> Given problem:
Count lines with "components" in them. Report only the total.
==== Dataset ====
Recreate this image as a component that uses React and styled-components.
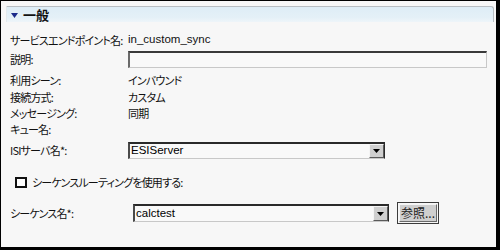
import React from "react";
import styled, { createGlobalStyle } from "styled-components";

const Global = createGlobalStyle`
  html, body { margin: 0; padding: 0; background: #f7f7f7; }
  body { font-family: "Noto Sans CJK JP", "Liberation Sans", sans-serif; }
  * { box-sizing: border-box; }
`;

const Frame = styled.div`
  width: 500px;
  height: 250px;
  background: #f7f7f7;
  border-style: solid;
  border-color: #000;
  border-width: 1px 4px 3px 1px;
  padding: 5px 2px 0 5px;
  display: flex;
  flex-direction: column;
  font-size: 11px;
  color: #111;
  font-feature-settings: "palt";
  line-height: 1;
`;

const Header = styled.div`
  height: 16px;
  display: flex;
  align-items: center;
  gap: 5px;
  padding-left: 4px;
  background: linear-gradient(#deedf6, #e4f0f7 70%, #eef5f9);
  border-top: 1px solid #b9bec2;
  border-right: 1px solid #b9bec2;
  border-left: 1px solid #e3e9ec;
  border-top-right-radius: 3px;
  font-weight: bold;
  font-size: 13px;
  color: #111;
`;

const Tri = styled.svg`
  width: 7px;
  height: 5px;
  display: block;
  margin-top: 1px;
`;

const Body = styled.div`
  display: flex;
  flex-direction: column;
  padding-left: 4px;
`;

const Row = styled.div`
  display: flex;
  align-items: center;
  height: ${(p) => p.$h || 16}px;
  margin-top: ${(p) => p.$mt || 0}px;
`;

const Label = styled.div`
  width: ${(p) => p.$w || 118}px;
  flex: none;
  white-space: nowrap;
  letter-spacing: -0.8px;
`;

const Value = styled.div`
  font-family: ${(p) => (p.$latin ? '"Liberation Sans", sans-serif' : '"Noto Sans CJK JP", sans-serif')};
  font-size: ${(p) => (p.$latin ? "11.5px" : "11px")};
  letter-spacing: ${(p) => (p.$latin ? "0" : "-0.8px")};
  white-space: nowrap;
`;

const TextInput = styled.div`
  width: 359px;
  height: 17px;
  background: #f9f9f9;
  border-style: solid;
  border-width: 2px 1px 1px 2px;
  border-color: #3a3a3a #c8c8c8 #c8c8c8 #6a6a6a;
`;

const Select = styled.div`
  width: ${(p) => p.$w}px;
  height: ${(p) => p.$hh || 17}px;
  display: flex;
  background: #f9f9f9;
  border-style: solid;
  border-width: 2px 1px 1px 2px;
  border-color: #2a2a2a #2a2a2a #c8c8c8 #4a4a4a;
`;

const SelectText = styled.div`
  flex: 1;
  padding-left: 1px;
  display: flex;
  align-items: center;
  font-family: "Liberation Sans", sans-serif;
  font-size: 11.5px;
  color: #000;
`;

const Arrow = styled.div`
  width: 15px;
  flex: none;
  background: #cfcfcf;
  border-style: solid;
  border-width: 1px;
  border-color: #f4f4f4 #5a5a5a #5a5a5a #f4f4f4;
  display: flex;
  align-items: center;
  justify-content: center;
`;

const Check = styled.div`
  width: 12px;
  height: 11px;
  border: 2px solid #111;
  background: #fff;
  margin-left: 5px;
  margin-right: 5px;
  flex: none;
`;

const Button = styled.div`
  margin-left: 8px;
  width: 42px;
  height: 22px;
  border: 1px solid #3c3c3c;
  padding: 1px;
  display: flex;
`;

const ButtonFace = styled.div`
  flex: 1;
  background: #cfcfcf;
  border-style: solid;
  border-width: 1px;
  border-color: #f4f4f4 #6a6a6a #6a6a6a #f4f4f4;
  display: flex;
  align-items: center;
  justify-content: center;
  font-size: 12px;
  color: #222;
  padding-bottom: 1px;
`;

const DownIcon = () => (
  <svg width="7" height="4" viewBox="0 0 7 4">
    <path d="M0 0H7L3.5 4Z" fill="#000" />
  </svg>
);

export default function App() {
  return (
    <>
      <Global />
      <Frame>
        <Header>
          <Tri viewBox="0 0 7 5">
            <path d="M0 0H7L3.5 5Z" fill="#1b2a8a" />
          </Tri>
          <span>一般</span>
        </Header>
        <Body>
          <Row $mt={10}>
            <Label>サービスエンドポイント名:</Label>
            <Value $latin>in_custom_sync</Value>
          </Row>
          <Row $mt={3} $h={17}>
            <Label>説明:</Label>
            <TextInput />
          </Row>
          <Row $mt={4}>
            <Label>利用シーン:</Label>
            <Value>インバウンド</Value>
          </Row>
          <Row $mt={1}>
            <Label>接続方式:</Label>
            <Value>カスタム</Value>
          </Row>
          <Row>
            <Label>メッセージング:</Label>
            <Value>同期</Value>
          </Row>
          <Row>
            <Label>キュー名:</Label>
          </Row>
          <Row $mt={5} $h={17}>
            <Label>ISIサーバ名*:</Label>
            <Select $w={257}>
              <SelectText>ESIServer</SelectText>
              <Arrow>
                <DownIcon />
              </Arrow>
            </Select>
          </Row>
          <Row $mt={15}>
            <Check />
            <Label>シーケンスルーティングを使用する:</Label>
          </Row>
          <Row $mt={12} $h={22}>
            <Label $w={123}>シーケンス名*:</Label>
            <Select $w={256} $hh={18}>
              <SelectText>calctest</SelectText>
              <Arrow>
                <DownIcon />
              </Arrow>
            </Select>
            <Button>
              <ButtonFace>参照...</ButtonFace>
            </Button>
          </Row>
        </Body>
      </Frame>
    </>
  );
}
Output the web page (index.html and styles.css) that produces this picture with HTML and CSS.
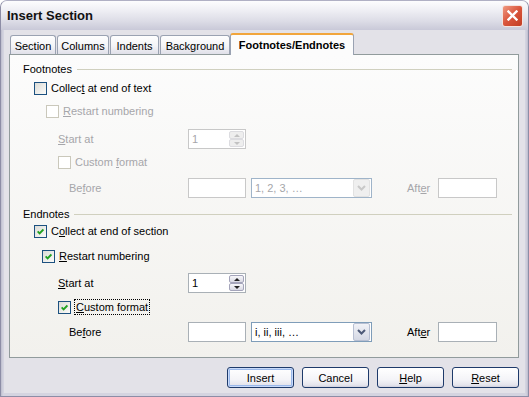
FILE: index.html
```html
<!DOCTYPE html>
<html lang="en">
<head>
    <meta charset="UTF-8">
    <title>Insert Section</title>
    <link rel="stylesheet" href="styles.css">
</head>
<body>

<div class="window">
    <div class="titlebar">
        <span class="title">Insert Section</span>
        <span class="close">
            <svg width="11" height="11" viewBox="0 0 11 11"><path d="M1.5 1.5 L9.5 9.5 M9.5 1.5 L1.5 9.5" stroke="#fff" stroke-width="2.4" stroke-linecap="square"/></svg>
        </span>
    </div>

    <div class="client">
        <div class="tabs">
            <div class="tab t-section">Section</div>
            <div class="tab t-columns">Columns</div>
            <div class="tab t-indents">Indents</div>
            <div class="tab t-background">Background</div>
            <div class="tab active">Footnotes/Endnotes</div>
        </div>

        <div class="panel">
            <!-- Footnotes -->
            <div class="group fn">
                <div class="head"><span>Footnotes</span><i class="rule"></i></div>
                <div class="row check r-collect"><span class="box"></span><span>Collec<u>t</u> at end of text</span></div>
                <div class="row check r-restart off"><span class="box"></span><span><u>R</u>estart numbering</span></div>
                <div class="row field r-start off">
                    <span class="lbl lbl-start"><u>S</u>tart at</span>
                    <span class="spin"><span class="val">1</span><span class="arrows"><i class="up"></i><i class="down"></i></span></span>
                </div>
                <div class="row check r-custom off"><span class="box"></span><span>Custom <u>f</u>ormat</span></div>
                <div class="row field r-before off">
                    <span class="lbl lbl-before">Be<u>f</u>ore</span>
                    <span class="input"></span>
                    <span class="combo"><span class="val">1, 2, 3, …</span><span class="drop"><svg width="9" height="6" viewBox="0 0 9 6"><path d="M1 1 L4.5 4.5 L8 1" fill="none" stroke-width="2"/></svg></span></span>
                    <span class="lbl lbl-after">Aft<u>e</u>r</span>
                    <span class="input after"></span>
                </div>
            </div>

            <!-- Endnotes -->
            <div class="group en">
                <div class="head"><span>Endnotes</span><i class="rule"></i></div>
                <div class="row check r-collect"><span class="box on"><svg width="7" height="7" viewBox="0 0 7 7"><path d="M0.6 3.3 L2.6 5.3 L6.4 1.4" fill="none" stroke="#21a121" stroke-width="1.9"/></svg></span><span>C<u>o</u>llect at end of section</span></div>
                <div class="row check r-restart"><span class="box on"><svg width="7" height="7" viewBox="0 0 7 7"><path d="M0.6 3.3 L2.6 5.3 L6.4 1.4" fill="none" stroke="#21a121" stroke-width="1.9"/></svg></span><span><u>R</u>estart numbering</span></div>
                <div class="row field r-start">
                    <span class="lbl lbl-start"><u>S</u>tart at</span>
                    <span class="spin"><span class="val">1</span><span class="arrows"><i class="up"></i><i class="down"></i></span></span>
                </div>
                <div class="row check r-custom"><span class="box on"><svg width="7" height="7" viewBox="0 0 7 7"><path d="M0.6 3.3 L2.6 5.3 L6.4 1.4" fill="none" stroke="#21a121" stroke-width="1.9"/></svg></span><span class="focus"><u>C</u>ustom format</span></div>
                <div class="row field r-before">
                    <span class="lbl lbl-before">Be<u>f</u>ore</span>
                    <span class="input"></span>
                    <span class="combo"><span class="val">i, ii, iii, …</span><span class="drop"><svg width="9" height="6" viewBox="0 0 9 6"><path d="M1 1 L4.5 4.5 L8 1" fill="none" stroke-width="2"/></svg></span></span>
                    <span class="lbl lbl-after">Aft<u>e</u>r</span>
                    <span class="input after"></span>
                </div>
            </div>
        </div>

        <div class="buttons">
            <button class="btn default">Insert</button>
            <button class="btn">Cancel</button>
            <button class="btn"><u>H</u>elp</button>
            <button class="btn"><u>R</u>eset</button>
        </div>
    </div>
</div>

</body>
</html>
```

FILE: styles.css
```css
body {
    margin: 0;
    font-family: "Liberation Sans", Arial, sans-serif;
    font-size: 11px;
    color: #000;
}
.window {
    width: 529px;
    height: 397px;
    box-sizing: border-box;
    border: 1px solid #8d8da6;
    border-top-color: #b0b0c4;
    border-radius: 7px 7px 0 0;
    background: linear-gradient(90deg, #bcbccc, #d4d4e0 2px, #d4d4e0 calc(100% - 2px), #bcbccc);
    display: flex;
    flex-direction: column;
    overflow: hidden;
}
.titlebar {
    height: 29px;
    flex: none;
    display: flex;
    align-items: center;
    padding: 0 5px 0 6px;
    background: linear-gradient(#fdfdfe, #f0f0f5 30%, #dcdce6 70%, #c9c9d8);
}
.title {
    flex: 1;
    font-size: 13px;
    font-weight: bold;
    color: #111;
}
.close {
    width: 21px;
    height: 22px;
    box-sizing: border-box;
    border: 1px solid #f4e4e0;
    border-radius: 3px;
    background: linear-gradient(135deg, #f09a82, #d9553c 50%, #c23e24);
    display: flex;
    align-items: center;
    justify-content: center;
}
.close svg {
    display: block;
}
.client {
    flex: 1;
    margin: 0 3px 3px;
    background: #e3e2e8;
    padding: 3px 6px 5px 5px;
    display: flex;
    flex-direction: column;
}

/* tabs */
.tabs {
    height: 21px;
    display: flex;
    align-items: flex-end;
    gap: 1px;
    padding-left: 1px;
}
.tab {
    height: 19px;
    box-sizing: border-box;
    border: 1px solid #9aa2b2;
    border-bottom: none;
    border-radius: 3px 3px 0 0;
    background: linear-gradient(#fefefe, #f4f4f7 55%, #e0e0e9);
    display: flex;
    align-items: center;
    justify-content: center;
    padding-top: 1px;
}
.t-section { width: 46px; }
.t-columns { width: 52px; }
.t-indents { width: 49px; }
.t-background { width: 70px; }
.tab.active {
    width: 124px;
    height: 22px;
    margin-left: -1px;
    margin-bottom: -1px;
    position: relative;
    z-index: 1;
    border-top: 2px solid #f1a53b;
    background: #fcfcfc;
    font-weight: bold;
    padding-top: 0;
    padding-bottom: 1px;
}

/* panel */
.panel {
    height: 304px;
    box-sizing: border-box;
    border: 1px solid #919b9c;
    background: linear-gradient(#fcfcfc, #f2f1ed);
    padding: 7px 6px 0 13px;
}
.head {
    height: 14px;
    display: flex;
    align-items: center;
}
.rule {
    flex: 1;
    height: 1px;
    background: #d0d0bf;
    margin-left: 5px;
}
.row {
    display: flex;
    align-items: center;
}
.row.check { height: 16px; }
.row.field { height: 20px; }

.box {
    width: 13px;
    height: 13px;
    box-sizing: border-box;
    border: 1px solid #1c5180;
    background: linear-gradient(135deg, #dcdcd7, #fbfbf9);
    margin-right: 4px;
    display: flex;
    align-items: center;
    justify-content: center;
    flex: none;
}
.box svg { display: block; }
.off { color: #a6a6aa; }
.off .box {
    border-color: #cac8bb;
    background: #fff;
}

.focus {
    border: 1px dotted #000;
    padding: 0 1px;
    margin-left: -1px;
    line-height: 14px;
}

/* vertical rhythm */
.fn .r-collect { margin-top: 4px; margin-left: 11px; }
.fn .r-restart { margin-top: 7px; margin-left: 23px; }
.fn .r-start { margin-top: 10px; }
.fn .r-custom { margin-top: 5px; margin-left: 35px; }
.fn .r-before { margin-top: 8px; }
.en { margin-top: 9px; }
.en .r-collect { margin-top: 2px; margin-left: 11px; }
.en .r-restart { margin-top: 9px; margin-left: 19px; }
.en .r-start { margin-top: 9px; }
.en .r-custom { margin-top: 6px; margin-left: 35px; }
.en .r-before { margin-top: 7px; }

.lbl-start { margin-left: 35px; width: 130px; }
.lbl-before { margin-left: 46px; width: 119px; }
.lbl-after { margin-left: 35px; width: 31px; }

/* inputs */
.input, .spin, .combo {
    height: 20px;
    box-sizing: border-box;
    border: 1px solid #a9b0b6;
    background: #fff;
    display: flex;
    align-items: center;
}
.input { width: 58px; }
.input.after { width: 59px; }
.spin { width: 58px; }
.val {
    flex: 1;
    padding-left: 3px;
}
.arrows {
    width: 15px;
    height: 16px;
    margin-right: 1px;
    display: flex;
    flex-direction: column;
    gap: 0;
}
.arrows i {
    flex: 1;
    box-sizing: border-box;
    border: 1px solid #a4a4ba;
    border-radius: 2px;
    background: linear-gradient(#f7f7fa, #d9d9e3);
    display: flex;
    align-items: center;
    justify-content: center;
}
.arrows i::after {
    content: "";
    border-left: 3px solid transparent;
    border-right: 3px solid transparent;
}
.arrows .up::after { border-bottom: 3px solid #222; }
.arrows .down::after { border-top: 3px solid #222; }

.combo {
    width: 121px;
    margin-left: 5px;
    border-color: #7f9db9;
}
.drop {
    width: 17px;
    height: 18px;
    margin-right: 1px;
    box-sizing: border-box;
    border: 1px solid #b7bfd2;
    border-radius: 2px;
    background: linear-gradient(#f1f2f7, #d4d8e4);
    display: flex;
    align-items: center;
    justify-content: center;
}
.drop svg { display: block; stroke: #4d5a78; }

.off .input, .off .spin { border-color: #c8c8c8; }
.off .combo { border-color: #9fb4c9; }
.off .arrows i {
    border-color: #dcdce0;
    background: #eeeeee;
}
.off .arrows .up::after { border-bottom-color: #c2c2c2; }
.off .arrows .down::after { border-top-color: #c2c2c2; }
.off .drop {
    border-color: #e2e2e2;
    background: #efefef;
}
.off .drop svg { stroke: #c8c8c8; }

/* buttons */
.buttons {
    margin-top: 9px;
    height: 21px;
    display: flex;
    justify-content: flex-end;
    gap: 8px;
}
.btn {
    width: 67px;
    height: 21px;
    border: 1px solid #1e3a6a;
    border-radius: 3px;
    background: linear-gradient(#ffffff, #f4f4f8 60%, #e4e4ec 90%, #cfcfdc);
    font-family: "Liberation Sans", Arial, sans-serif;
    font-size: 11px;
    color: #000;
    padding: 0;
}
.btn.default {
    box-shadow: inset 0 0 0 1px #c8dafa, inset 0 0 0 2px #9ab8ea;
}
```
====
> Output:
2